GB: Kneeling! Drunkard's! Plea!

Jenny: Honey, I don't know that one.

GB: (Leans down into my face.) SING!

GB is still, always, demanding that he wants "boot," either to cup what remains of my breasts or to pretend to nurse and then politely tuck me back into my shirt. On a recent plane trip, he made his familiar demand. Since he was sitting in the seat next to me, I wiggled down and, for once, put my head in his lap.

Immediately he offered kindly, "You want some boot, Mama?"

One more thing: As part of potty training, every time GB goes pee-pee in the potty, he gets a sticker. Last night, as I was sitting on the step stool to give him a bath, I gazed wearily at his sticker "chart." Then I called in SJ.

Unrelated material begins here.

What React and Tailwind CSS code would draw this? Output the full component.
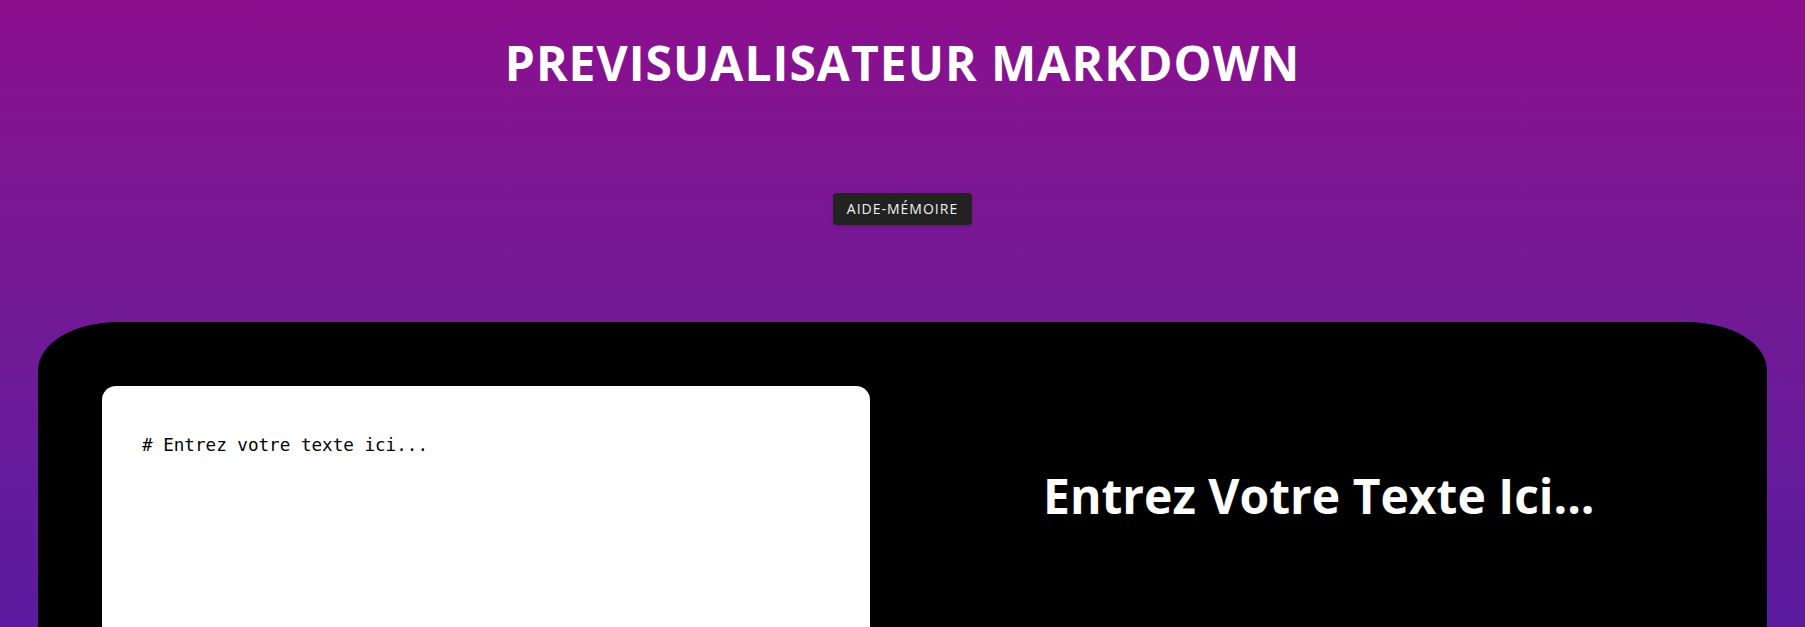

"When you give him stickers," I said, "you're just letting him put them anywhere, right? Like me?"

"Yeah."

"Look at that. What do you notice."

We both noticed that our brilliant son has NOT just been putting them on this piece of paper willy-nilly, like we've thought for weeks. He's been grouping them by type, because he is a genius. OUT OF THE WAY MOZART GARGANTUBABY'S ON THE LOOSE.

I started meal planning again because otherwise the week FUCKING SUCKS, and this Bolognese is easy to make when you have a couple hours HAHAHAHA, it has carrots in it, and it makes a lot. I forgot to take a picture last night when we were eating it, but this is what the rest of it looks like in my freezer (bottom left). (That bottle of rum is so old I can't remember when we bought it.)

You need:

  • ½ cup (1 stick) unsalted butter

  • 2 yellow onions, chopped

  • 6 carrots, chopped

  • 12 cloves garlic, thinly sliced JUST USE A GARLIC PRESS SERIOUSLY WHO HAS TIME TO THINLY SLICE 12 CLOVES OF GARLIC

  • 1½ lbs. ground sirloin

  • 1½ lbs. ground pork

  • 1 cup dry white wine

  • 1 28-oz. can tomato puree

  • 1 28-oz. can whole peeled tomatoes

  • 12 fresh basil leaves

  • 2 dried bay leaves

  • 1½ tablespoons kosher salt

  • ½ teaspoon crushed red pepper

  • 2 TB balsamic vinegar

You need to:

  • Melt butter in a large Dutch oven or pot over medium high.

  • Add onions, carrots, and garlic and cook, stirring occasionally, until softened, 7 to 8 minutes.

  • Add beef and pork and cook, stirring and breaking up with a wooden spoon, until no longer pink and just cooked through, 8 to 10 minutes.

  • Add wine and increase heat to high.

  • Bring to a boil and cook until liquid reduces by half, 6 to 8 minutes.

  • Add tomato puree, whole tomatoes and their juices, basil, bay leaves, salt, and crushed red pepper, breaking up tomatoes with a spoon.

  • Reduce heat to low; cover and simmer, stirring often, until thickened and reduced to 8 cups, about 1½ hours.

  • Discard bay leaves and stir in vinegar.

  • Store tightly covered in the refrigerator for up to 5 days or freeze for up to 3 months.